The controls are very simple to use but I had some issues with them. At times they just seemed unresponsive. Most (if not all) of my deaths in the game can be attributed to the controls. In particular the jump button seems to have a significant lag at times. I died several times due to the character not jumping when I pressed the jump button. Attataq also seems to slide a lot. When the character either falls down or jumps down, the character goes into the roll animation which you can’t stop. Most of your deaths will be due to Attataq rolling off the end of a platform. When jumping you need to take this rolling animation into effect in order to avoid rolling off the edge.

While the controls are frustrating at times, they generally are only a minor disturbance due to the game’s difficulty. Simply put The Last Inua is one of the easiest games that I have played recently. If you have any experience with platformers, you will breeze through The Last Inua. All of the platforming sections are really easy and your only real issues will be due to the controls. In addition the puzzles are simple and the solutions are straightforward. The collectible are also really easy to find since I found over half of them without really even trying.

If the platforming wasn’t easy enough the game helps out players by stopping one of the characters when they need to switch to the other character. When you have reached the furthest point that a character can currently go , they will stop and call out the other characters name. Maybe it is just me but I found this to be kind of annoying after a time. To make the game a little harder the game should have allowed players to move characters whenever they wanted to. This would have gave the game a little trial and error.

So the gameplay in The Last Inua is very easy and pretty average overall. The one unique thing going for the Last Inua is the artwork/theme. While the story was underdeveloped/confusing at times, I thought it was interesting. I doubt there has ever been another game made about Inuit culture. While the story could have been written a little better, it does a good job teaching about a culture few people know about. The Last Inua is the type of game that thrives more on its’ story than its’ gameplay.

I also thought the artwork was pretty well done. Being a port of an IPad/IPhone game, the graphics are obvious not the greatest in the world but you shouldn’t expect that from a mobile port. The artwork has its’ own unique style which is inspired by its’ theme. I would consider the artwork to be the game’s greatest strength.

The Last Inua is far from a long game. It took me less than two hours to complete the game. I didn’t rush through the game but I didn’t waste a lot of time looking for collectible either. If you spend the time to find all of the collectibles I can see the game taking maybe three hours to complete. The game has little to no replay value though so once you have completed the game it is unlikely that you will come back to it.

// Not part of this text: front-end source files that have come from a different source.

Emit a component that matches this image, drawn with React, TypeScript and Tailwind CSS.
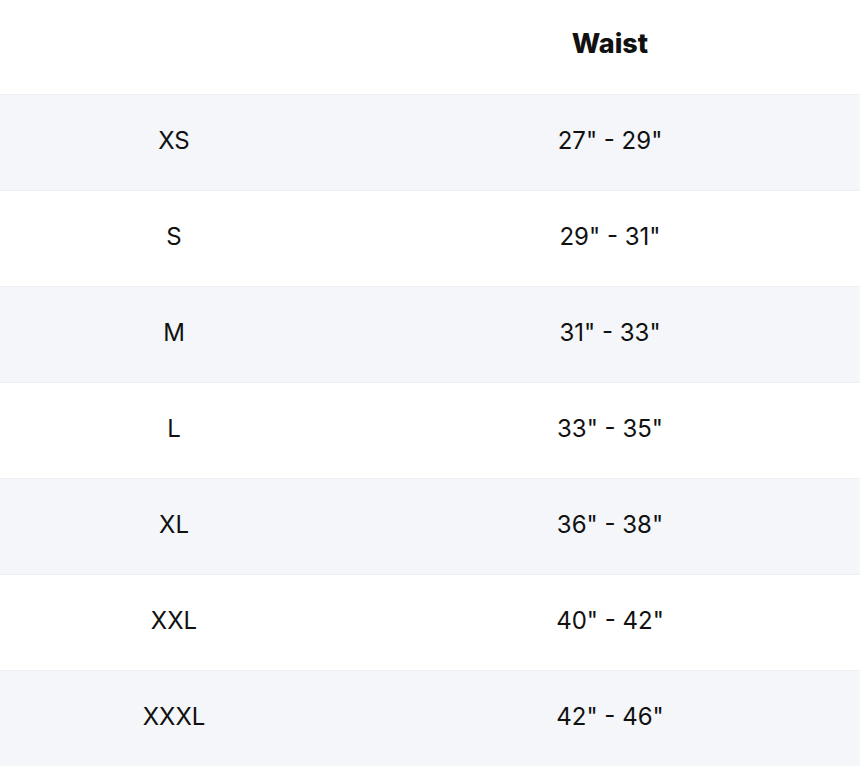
const rows: [string, string][] = [
  ["XS", '27" - 29"'],
  ["S", '29" - 31"'],
  ["M", '31" - 33"'],
  ["L", '33" - 35"'],
  ["XL", '36" - 38"'],
  ["XXL", '40" - 42"'],
  ["XXXL", '42" - 46"'],
];

export default function App() {
  return (
    <div className="min-h-screen bg-white font-['Inter',sans-serif] text-[#111]">
      <div className="w-[860px]">
        <div className="grid h-[94px] grid-cols-[348px_512px] items-center pb-[6px]">
          <div />
          <div className="pl-[12px] text-center text-[27px] font-extrabold">Waist</div>
        </div>
        {rows.map(([size, waist], i) => (
          <div
            key={size}
            className={`grid h-[96px] grid-cols-[348px_512px] items-center border-t border-[#eef0f3] pb-[3px] text-[24px] ${
              i % 2 === 0 ? "bg-[#f4f6f9]" : "bg-white"
            }`}
          >
            <div className="text-center">{size}</div>
            <div className="pl-[12px] text-center">{waist}</div>
          </div>
        ))}
      </div>
    </div>
  );
}
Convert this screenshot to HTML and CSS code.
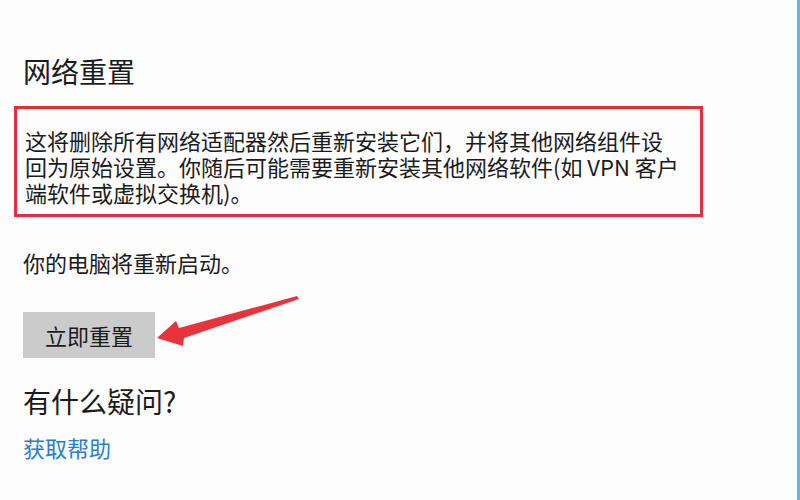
FILE: index.html
```html
<!DOCTYPE html>
<html lang="zh-CN">
<head>
<meta charset="utf-8">
<title>网络重置</title>
<link rel="stylesheet" href="styles.css">
</head>
<body>
<div class="page">
  <div class="content">
    <h2 class="title">网络重置</h2>
    <div class="notice">
      <p>这将删除所有网络适配器然后重新安装它们，并将其他网络组件设<br>回为原始设置。你随后可能需要重新安装其他网络软件(如 VPN 客户<br>端软件或虚拟交换机)。</p>
    </div>
    <p class="restart">你的电脑将重新启动。</p>
    <button class="reset-btn" type="button">立即重置</button>
    <h2 class="question">有什么疑问?</h2>
    <a class="help" href="#">获取帮助</a>
  </div>
  <svg class="arrow" width="800" height="500" viewBox="0 0 800 500" aria-hidden="true">
    <polygon points="157,338 176,321 179,328 297,296 299,299 184,338 183,346" fill="#e8333b"/>
  </svg>
</div>
</body>
</html>
```
FILE: styles.css
```css
html, body {
  margin: 0;
  padding: 0;
  background: #fdfdfd;
}
.page {
  position: relative;
  width: 800px;
  height: 500px;
  box-sizing: border-box;
  border-right: 3px solid #7aaadb;
  overflow: hidden;
  font-family: "Noto Sans CJK SC", "Noto Sans", sans-serif;
  color: #1b1b1b;
}
.content {
  display: flex;
  flex-direction: column;
  align-items: flex-start;
  padding: 54px 0 0 23px;
}
.title, .question {
  margin: 0;
  font-size: 28px;
  line-height: 34px;
  font-weight: 400;
}
.notice {
  margin: 18px 0 0 -9px;
  width: 689px;
  box-sizing: border-box;
  border: 3px solid #e2303a;
  padding: 18px 8px 9px 8px;
}
.notice p {
  margin: 0;
  font-size: 22px;
  line-height: 26px;
  white-space: nowrap;
}
.restart {
  margin: 32px 0 0 0;
  font-size: 22px;
  line-height: 26px;
}
.reset-btn {
  margin-top: 37px;
  width: 132px;
  height: 46px;
  border: 0;
  padding: 0;
  background: #cbcbcb;
  font-family: inherit;
  font-size: 22px;
  color: #1b1b1b;
}
.question {
  margin-top: 26px;
}
.help {
  margin-top: 16px;
  font-size: 22px;
  line-height: 26px;
  color: #2a7ccc;
  text-decoration: none;
}
.arrow {
  position: absolute;
  left: 0;
  top: 0;
}
```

I used to be a big proponent for longer games but recently I have been starting to change my mind. In The Last Inua’s case, I actually think the shorter length helps it. If the game would have been longer it would have really started to drag on. If no new mechanics were added the game would have become repetitive towards the end. I don’t have a problem with the length of the game but I do have a problem with the price. At $8 the game is too expensive for the amount of gameplay you get. If The Last Inua was a fantastic game it may have been worth the cost, but it is just an average game. If you are interested in the game I would either look for a sale or wait for the game to be bundled again.

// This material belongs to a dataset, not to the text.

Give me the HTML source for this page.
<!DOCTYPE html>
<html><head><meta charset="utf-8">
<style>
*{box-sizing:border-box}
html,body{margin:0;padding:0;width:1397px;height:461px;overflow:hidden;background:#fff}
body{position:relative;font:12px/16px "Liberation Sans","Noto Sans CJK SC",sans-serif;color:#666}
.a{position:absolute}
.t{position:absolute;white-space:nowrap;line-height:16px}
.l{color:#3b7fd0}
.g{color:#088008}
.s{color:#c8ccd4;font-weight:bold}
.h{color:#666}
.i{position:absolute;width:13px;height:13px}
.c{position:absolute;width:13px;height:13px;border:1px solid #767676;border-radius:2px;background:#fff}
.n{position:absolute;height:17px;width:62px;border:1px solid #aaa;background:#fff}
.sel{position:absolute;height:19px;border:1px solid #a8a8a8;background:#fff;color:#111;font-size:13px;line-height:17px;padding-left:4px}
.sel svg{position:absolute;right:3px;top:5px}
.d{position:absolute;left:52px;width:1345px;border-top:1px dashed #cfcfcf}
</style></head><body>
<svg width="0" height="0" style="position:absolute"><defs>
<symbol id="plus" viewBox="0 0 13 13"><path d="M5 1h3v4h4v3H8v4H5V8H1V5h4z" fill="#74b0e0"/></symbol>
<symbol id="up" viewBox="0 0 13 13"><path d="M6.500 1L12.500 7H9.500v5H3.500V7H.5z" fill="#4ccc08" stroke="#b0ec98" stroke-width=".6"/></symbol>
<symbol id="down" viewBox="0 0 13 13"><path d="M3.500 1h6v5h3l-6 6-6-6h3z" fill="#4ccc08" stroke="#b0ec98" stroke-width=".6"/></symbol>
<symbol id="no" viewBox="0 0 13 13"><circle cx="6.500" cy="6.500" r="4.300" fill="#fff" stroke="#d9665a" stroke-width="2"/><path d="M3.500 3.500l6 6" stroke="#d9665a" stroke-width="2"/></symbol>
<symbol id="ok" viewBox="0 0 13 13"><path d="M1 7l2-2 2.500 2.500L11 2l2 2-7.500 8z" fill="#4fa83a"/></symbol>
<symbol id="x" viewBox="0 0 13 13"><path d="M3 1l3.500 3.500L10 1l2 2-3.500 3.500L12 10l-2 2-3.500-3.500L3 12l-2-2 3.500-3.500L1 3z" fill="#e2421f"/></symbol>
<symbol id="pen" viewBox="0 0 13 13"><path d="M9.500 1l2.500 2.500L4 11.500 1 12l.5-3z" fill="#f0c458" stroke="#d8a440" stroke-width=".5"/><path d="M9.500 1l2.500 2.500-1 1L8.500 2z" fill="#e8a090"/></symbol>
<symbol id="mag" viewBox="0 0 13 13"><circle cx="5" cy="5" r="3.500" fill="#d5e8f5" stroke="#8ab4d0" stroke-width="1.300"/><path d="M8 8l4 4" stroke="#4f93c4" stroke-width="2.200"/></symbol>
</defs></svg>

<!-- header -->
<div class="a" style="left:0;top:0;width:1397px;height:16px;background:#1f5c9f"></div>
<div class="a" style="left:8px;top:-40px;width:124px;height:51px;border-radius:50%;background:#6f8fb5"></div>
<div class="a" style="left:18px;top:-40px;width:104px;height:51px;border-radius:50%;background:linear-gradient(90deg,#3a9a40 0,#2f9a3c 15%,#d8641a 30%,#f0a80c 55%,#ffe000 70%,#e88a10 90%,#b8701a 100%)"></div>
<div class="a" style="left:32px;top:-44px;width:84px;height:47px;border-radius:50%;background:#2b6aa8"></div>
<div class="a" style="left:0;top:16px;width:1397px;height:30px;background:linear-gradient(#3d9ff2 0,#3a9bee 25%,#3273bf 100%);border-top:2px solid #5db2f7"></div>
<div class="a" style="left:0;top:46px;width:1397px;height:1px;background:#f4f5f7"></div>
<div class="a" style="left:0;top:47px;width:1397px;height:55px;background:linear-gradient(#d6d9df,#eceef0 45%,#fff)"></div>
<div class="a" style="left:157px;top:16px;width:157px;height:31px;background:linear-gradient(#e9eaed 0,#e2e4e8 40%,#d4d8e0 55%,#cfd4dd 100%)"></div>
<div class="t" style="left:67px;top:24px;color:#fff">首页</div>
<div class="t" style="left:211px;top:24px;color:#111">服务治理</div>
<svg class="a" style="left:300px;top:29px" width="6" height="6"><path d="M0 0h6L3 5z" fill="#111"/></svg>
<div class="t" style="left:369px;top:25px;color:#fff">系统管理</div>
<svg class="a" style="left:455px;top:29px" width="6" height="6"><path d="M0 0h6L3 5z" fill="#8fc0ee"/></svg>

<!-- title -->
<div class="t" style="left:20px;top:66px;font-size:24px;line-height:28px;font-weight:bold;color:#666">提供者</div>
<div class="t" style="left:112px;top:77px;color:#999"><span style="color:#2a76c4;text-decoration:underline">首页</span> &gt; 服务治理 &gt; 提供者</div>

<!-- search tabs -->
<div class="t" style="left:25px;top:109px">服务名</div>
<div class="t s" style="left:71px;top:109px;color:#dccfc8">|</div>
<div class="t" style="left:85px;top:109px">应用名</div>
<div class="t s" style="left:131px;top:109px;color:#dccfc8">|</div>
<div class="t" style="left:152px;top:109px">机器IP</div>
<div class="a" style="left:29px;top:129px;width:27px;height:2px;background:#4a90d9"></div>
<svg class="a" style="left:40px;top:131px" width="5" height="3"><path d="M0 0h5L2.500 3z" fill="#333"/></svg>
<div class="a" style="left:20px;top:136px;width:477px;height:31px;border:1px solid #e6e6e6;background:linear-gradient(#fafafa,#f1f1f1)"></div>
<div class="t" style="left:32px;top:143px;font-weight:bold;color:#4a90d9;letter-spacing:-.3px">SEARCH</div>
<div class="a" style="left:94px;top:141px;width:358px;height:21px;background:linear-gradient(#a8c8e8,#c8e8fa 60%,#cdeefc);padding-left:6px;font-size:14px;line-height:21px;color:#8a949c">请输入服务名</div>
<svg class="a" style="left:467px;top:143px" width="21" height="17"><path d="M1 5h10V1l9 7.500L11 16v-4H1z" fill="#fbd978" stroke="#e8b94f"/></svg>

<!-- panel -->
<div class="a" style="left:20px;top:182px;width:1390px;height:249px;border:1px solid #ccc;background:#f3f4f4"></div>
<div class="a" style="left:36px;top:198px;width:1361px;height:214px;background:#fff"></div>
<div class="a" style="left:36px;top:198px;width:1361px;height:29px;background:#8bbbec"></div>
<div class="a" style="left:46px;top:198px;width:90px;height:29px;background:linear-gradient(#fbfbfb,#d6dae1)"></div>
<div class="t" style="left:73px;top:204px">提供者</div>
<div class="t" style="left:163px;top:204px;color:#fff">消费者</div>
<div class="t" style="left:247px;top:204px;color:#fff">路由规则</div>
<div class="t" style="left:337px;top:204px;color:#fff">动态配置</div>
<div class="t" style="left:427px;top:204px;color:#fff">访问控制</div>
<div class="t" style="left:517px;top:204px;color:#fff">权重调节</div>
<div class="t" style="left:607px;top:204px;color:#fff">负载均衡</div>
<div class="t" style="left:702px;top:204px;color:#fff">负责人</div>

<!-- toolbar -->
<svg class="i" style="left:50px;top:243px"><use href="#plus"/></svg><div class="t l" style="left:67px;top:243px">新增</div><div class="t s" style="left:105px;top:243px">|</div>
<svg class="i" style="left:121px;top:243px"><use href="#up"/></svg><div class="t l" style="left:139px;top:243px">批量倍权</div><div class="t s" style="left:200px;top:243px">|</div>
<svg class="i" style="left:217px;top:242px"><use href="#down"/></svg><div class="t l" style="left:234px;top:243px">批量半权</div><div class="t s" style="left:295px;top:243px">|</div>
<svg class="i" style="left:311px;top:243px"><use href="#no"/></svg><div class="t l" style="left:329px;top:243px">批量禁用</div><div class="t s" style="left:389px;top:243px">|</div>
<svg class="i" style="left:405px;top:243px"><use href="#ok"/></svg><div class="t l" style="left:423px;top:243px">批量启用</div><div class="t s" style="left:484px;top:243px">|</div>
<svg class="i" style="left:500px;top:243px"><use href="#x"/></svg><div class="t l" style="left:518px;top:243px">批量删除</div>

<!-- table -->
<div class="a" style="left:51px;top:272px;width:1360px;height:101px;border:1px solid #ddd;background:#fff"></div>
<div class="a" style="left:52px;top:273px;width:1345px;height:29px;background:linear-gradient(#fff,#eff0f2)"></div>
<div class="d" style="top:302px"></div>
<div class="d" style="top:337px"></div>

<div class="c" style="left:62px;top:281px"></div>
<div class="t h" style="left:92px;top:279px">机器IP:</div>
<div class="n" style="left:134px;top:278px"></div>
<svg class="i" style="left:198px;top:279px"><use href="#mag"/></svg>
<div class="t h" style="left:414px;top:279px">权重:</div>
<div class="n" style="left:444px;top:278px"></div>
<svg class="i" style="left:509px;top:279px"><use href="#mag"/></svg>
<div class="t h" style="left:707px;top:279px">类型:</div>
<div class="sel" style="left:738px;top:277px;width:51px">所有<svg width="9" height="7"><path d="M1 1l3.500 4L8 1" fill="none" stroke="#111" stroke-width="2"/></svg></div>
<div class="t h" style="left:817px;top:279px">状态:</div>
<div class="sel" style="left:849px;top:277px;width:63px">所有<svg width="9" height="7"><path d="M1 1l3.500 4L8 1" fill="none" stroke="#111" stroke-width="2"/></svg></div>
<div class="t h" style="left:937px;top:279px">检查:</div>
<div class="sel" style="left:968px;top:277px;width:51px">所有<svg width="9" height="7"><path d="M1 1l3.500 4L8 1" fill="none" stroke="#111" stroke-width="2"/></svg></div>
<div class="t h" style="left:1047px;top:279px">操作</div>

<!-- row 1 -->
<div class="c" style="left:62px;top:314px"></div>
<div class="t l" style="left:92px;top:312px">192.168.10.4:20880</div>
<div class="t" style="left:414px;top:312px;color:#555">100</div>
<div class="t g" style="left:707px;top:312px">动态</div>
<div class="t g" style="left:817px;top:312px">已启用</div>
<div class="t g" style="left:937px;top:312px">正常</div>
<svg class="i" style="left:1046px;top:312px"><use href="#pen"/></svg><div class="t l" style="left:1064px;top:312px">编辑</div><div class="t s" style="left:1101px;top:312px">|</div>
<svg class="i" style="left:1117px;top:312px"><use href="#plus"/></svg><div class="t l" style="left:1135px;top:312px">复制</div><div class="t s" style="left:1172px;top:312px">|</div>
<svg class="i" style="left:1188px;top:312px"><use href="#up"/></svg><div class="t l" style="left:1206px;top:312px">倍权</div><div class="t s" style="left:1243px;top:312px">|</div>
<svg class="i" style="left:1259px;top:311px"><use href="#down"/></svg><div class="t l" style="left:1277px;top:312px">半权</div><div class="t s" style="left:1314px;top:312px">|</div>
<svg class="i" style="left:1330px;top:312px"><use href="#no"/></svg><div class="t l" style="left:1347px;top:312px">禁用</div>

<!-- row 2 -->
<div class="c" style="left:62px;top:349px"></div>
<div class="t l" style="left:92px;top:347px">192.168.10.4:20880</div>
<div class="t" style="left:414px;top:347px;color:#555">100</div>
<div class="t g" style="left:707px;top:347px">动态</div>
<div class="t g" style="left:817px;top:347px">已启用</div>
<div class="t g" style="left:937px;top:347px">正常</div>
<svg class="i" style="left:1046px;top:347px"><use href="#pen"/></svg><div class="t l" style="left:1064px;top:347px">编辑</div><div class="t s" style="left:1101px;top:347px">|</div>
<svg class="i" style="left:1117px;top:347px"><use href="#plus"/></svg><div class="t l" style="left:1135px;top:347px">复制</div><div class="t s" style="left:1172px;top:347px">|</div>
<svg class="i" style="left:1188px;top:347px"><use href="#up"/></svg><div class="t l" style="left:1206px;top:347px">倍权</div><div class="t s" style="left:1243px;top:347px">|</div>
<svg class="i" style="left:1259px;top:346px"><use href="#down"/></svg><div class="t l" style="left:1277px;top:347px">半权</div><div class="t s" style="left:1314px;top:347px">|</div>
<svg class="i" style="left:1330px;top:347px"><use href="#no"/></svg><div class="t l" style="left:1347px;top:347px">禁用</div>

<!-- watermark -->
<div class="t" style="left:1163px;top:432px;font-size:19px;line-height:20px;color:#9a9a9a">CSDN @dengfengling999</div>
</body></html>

The Last Inua is an average game. The gameplay is okay but it has occasional control issues. The game is very easy so anyone who has any experience with platformers is unlikely to be challenged by the game. Due to its’ simplicity the game is very short. If you want a challenging game or don’t care for story, you should pass on The Last Inua. If story, style and theme are important to you, you may enjoy The Last Inua. I would recommend trying to pick it up on sale though.